We all have days we will remember until we die. Some of my most memorable were when I served as an infantry Marine in Charlie Company, first battalion, third Marines. A recruiter once told me, “people do not enlist in the military for reasons of patriotism, that comes later.” Sadly, this statement rang true for me. I was illiterate until eighth grade and by high school graduation I was still struggling and had limited options for life after school. The Marine Corps was my ticket to opportunities to include perhaps even a college degree.
The, “that comes later” began on a sunny Hawaiian day in 1990. We were on the big island of Hawaii when our company commander stopped training, pulled all of us together, and told us that Iraq invaded Kuwait. The United States was moving to war, Charlie Company was going but I was not. My last day was a Friday, we were watching young Hawaiians protesting our going to “war for oil” on the television; our level of anger was high. Then I heard a simple statement cut through all the noise, “Gentlemen…democracy is tolerance to all you despise.” It was our commanding officer; we called the room to attention as he walked out; message received.
During Desert Storm I was doing other things for the corps and it was during this time I came to understand my past commanding officer meant that “tolerance” meant patriotism. It was on the day I received word that LCpl. Stuart (my friend, my brother in the corps,) had died; shot in the head. I was reminded that we serve and if fate required die so people in the United States and in many other countries can do things that we despise…that is the price of freedom. Stuart would not be the last to die. Before Charlie Company returned home, 1stLt. Monroe, the company Executive Officer, would join him. I wondered which was better – Stuart was single but from a large family that would remember him or Monroe, a single orphan, who didn’t have anyone to have his belongings shipped to. For me, today my list, adding Cpl. Nelson from Kenosha and Capt. McCarthy; both lost in Operation Iraqi Freedom, has grown to twenty-four. The four named were lost in combat, all the others died in training accidents.
So, I ask all of you to help me remember my friends this Memorial Day by giving them and all the others that are with them something they gave up, one hour of your most precious commodity, one hour of your time.
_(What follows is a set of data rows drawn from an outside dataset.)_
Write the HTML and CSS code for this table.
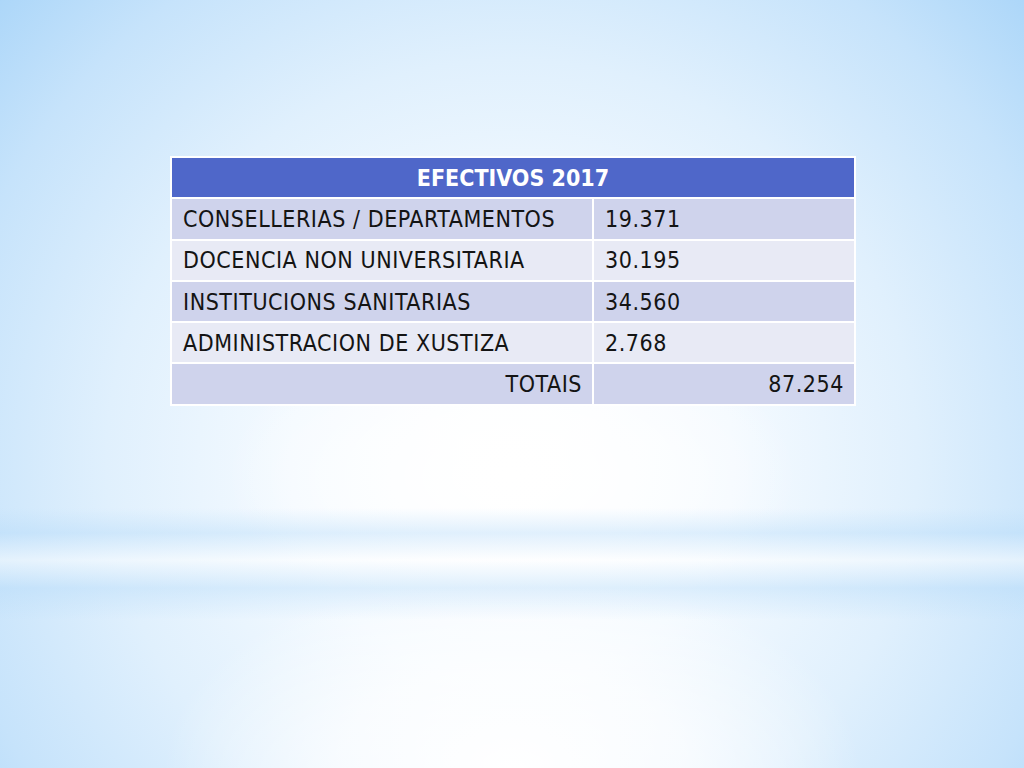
FILE: index.html
```html
<!DOCTYPE html>
<html lang="gl">
<head>
<meta charset="utf-8">
<title>Efectivos 2017</title>
<link rel="stylesheet" href="styles.css">
</head>
<body>
<div class="slide">
  <table class="data">
    <colgroup>
      <col class="col-label">
      <col class="col-num">
    </colgroup>
    <thead>
      <tr><th colspan="2">EFECTIVOS 2017</th></tr>
    </thead>
    <tbody>
      <tr class="odd"><td class="label">CONSELLERIAS / DEPARTAMENTOS</td><td class="num">19.371</td></tr>
      <tr class="even"><td class="label">DOCENCIA NON UNIVERSITARIA</td><td class="num">30.195</td></tr>
      <tr class="odd"><td class="label">INSTITUCIONS SANITARIAS</td><td class="num">34.560</td></tr>
      <tr class="even"><td class="label">ADMINISTRACION DE XUSTIZA</td><td class="num">2.768</td></tr>
      <tr class="odd total"><td class="label">TOTAIS</td><td class="num">87.254</td></tr>
    </tbody>
  </table>
</div>
</body>
</html>
```
FILE: styles.css
```css
html, body {
  margin: 0;
  padding: 0;
}
body {
  width: 1024px;
  height: 768px;
  overflow: hidden;
  font-family: "DejaVu Sans Condensed", "DejaVu Sans", sans-serif;
  background:
    linear-gradient(to bottom,
      rgba(255,255,255,0) 0px,
      rgba(255,255,255,0) 508px,
      rgba(180,218,249,0.4) 533px,
      rgba(255,255,255,0.45) 560px,
      rgba(180,218,249,0.4) 588px,
      rgba(255,255,255,0) 620px),
    radial-gradient(ellipse 34% 26% at 50% 100%,
      rgba(255,255,255,1) 0%, rgba(255,255,255,0.7) 50%, rgba(255,255,255,0) 100%),
    radial-gradient(ellipse 28% 20% at 50% 62%,
      rgba(255,255,255,1) 0%, rgba(255,255,255,0.6) 50%, rgba(255,255,255,0) 100%),
    radial-gradient(ellipse 72% 95% at 50% 60%,
      #ffffff 0%, #f4faff 30%, #e0f0fd 55%, #c6e3fb 78%, #a3d2f8 100%);
}
.slide {
  padding: 156px 0 0 170px;
}
.data {
  border-collapse: collapse;
  width: 684px;
  table-layout: fixed;
}
.col-label {
  width: 422px;
}
.col-num {
  width: 262px;
}
.data th,
.data td {
  border: 2px solid #ffffff;
  height: 39.3px;
  padding: 0;
  font-size: 23px;
  line-height: 26px;
  letter-spacing: 0.55px;
  color: #141414;
  white-space: nowrap;
}
.data th {
  background: #4f67c9;
  color: #ffffff;
  font-weight: bold;
  text-align: center;
  letter-spacing: 0;
}
.data td.label {
  padding-left: 11px;
}
.data td.num {
  padding-left: 11px;
}
.odd td {
  background: #cfd3ec;
}
.even td {
  background: #e8eaf5;
}
.total td.label,
.total td.num {
  text-align: right;
  padding-right: 10px;
}
```
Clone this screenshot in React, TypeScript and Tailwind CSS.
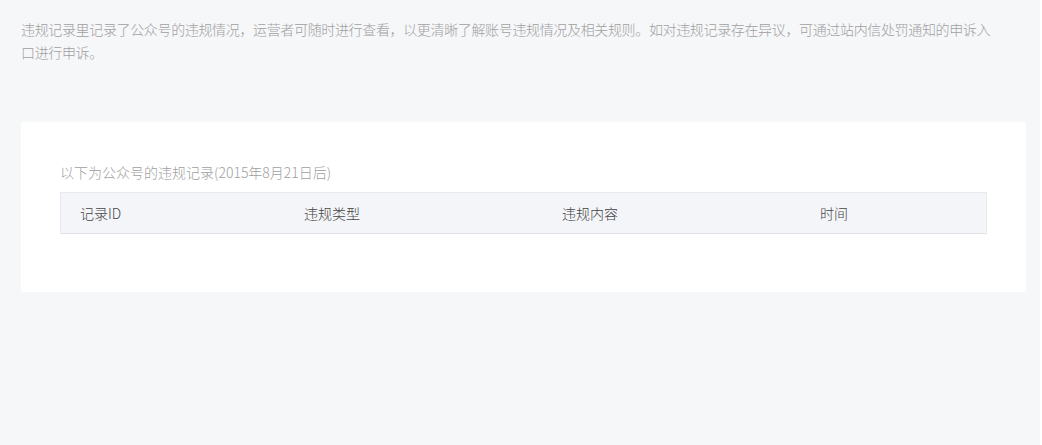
const columns = [
  { label: "记录ID" },
  { label: "违规类型" },
  { label: "违规内容" },
  { label: "时间" },
]

export default function App() {
  return (
    <div
      className="flex h-[445px] w-[1042px] bg-white font-light"
      style={{ fontFamily: '"Noto Sans CJK SC", "Noto Sans", sans-serif' }}
    >
      <div className="h-full w-[1040px] bg-[#f6f7f9] pl-[21px] pr-[14px] pt-[18px]">
        <p className="max-w-[978px] text-[14px] leading-[23px] tracking-[-0.35px] text-[#a0a0a0]">
          违规记录里记录了公众号的违规情况，运营者可随时进行查看，以更清晰了解账号违规情况及相关规则。如对违规记录存在异议，可通过站内信处罚通知的申诉入口进行申诉。
        </p>

        <div className="mt-[58px] rounded-[2px] bg-white px-[39px] pt-[40px] pb-[58px]">
          <div className="mb-[10px] text-[14px] leading-[20px] text-[#a0a0a0]">
            以下为公众号的违规记录(2015年8月21日后)
          </div>
          <div className="grid h-[42px] grid-cols-[224px_258px_258px_1fr] items-center border border-[#e9eaee] border-b-[#e2e3e8] bg-[#f4f5f9]">
            {columns.map((col) => (
              <div key={col.label} className="pl-[19px] text-[14px] text-[#444]">
                {col.label}
              </div>
            ))}
          </div>
        </div>
      </div>
    </div>
  )
}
Please join me, my children, and my veteran brothers and sisters with American Legion Post 21 as we remember those who gave up their time so Americans can do things that we despise. Our program will be held at Green Ridge cemetery here in Kenosha starting at 10:00AM. If you cannot join me, then please take a moment and reflect on all our young service members who are not home this Memorial Day and consider how many will not be with us by next Memorial Day and remember that is the price of freedom.